The FSA’s efforts indicate a continued commitment to balancing the promotion of innovation within the digital asset space while ensuring that regulatory safeguards are firmly in place to protect investors. Ongoing assessments and adjustments signal an understanding that while nurturing growth is essential, maintaining investor confidence and security is equally imperative. The status of Japan’s regulatory environment is crucial not just for domestic firms but also for attracting international industry players. The blend of clear regulatory pathways combined with investor protections could fortify Japan’s reputation as a reliable hub for blockchain and crypto innovation.

Japan has been advancing its digital asset strategy by exploring the potential of blockchain technology and fostering a supportive environment for stablecoins and other innovations. Recent regulations mandating that crypto exchanges obtain licenses have paved the way for reputable firms to enter the market, amplifying confidence within the sector. Industry giants such as Bitget and Bybit’s interest in the Japanese market underscores its growing attractiveness.

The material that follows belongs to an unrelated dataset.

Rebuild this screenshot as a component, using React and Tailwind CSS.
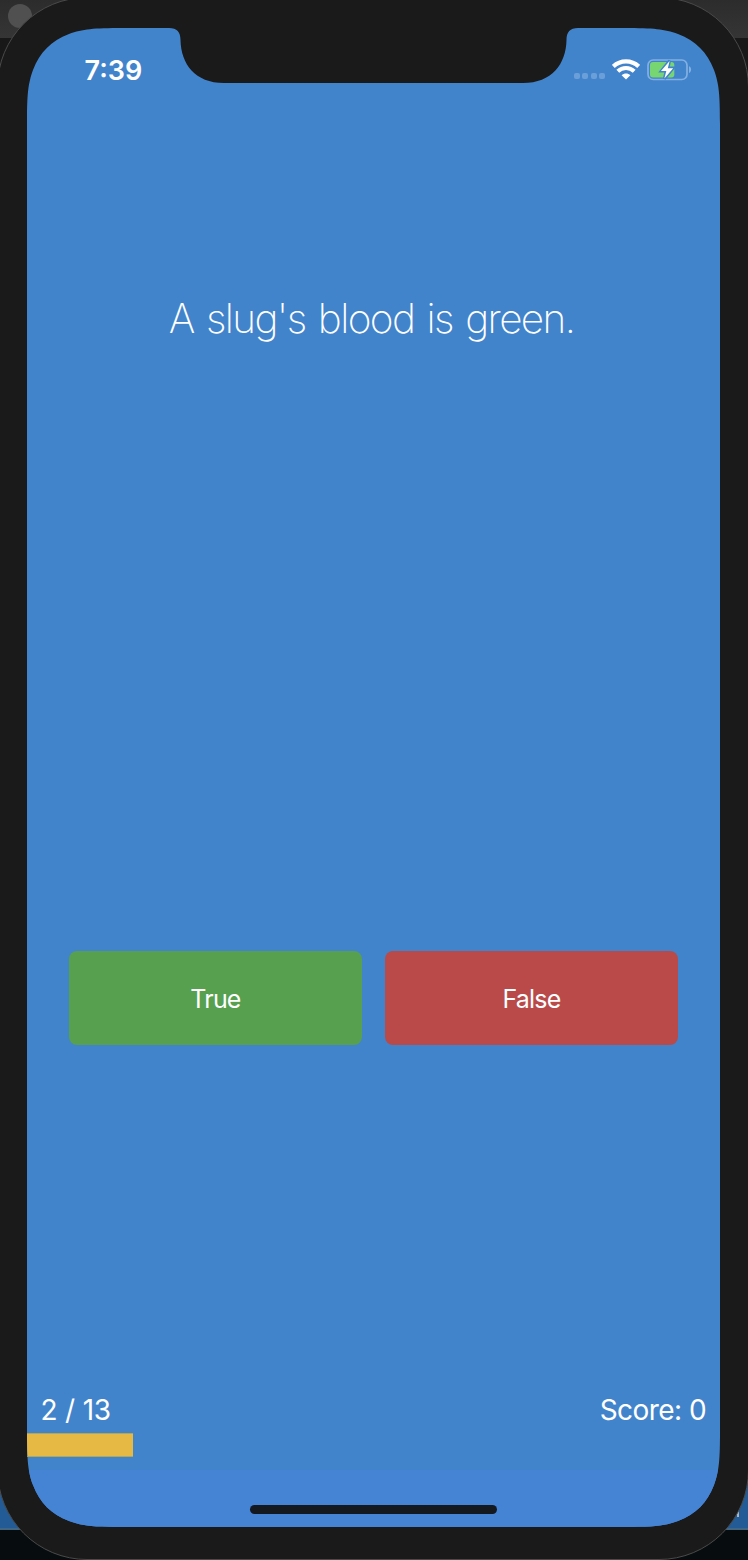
const question = { text: "A slug's blood is green.", number: 2, total: 13, score: 0 };

function Desktop() {
  return (
    <div className="col-start-1 row-start-1 flex h-[1560px] flex-col bg-[#181818]">
      <div className="h-[38px] bg-linear-to-b from-[#2c2c2c] to-[#353535] pt-1 pl-2">
        <div className="size-6 rounded-full bg-[#505050]" />
      </div>
      <div className="grow" />
      <div className="flex h-[90px] items-end justify-end border-b-2 border-[#416684] bg-[#235b96] pr-[9px] pb-[11px]">
        <div className="h-2 w-0.5 bg-[#a9b4bd]" />
      </div>
      <div className="h-[30px] bg-[#070d0f]" />
    </div>
  );
}

function WifiIcon() {
  return (
    <svg className="h-[21px] w-7" viewBox="0 0 28 21" fill="none" stroke="#fff">
      <path d="M1.3 7.4C8.4.6 19.6.6 26.7 7.4" strokeWidth="4.2" />
      <path d="M5.8 12.3C10.4 7.9 17.6 7.9 22.2 12.3" strokeWidth="4" />
      <path d="M9.6 16.2C12.2 13.9 15.8 13.9 18.4 16.2L14 20.6Z" fill="#fff" stroke="none" />
    </svg>
  );
}

function BatteryIcon() {
  return (
    <svg className="h-[22px] w-[45px]" viewBox="0 0 45 22" fill="none">
      <rect x="1" y="1" width="39" height="19.5" rx="5.2" stroke="#83b0e2" strokeWidth="1.7" />
      <path d="M42 7.3C44.8 8.3 44.8 13 42 14Z" fill="#83b0e2" />
      <rect x="3" y="3" width="24.3" height="15.5" rx="3" fill="#77d572" />
      <path d="M22.6 1.6L14.3 12H19.1L17.4 19.8L26.2 9H21Z" fill="#4284cb" stroke="#4284cb" strokeWidth="3" />
      <path d="M22.6 2L14 12H19.3L17.4 19.6L26.2 9.2H20.8Z" fill="#fff" />
    </svg>
  );
}

function StatusBar() {
  return (
    <div className="flex h-[55px] items-start justify-between pt-[30px] pr-7 pl-[57.5px] text-white">
      <div className="text-[27px] leading-[25px] font-semibold">7:39</div>
      <div className="flex items-start pt-px">
        <div className="mt-[14px] mr-[7px] flex gap-[2.4px]">
          {[0, 1, 2, 3].map((dot) => (
            <div key={dot} className="size-[6px] rounded-[2px] bg-[#6b9fd9]" />
          ))}
        </div>
        <div className="mr-[7px]"><WifiIcon /></div>
        <BatteryIcon />
      </div>
    </div>
  );
}

export default function App() {
  return (
    <div className="grid h-[1560px] w-[748px] grid-cols-[748px] overflow-hidden font-['Inter',sans-serif]">
      <Desktop />
      <div className="z-10 col-start-1 row-start-1 -mt-[3px] -ml-[3px] h-[1563px] w-[752px] rounded-[90px] border border-[#4a4a4a] bg-[#1a1a1a] pt-[30px] pl-[29px]">
        <div className="flex h-[1499px] w-[693px] flex-col bg-[#4284cb] [clip-path:path('M0_96C0_66_1_56_6_42C13_24_24_13_42_6C56_1_66_0_96_0H142C150_0_153.5_4_153.5_12C154_36_168_55_197_55H496C525_55_539_36_539.5_12C539.5_4_543_0_551_0H597C627_0_637_1_651_6C669_13_680_24_687_42C692_56_693_66_693_96V1403C693_1433_692_1443_687_1457C680_1475_669_1486_651_1493C637_1498_627_1499_597_1499H96C66_1499_56_1498_42_1493C24_1486_13_1475_6_1457C1_1443_0_1433_0_1403Z')]">
          <StatusBar />
          <div className="mt-[210px] flex h-[53px] items-center justify-center pr-1 text-[40.5px] font-[150] tracking-[-1.6px] [word-spacing:2.5px] whitespace-nowrap text-white">
            {question.text}
          </div>
          <div className="mt-[605px] grid grid-cols-2 gap-[23px] px-[42px] text-[25px] tracking-[-0.8px] text-white">
            <button className="h-[94px] rounded-lg bg-[#56a04f] pt-[3px]">True</button>
            <button className="h-[94px] rounded-lg bg-[#b94a49] pt-[3px]">False</button>
          </div>
          <div className="mt-[344px] flex h-11 items-start justify-between px-[14px] pt-[4px] text-[28px] leading-[34px] text-white">
            <div className="-ml-[0.5px] tracking-[-0.2px]">{question.number} / {question.total}</div>
            <div className="tracking-[-0.55px]">Score: {question.score}</div>
          </div>
          <div className="h-[24px] w-[106px] border-y border-[#b5a653] bg-[#e5b944]" />
          <div className="mt-[13px] flex grow items-end justify-center bg-[#4583d5] pb-[13px]">
            <div className="h-[9px] w-[247px] rounded-full bg-[#14191f]" />
          </div>
        </div>
      </div>
    </div>
  );
}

However, future developments will also hinge on the expected political transitions, particularly the leadership change from Prime Minister Fumio Kishida to Shigeru Ishiba. Kishida’s supportive stance on Web3 and blockchain could mean shifts in policy depending on the priorities of a new administration.

The indications of optimism within Japan’s crypto market are observable in the notable increase in trading volumes, which surged to nearly $10 billion in 2024, highlighting a renewed interest in digital assets. With markets driven by factors such as Bitcoin’s rally, Japan stands at a crossroads between being an innovator in the financial realm and maintaining robust investor protections.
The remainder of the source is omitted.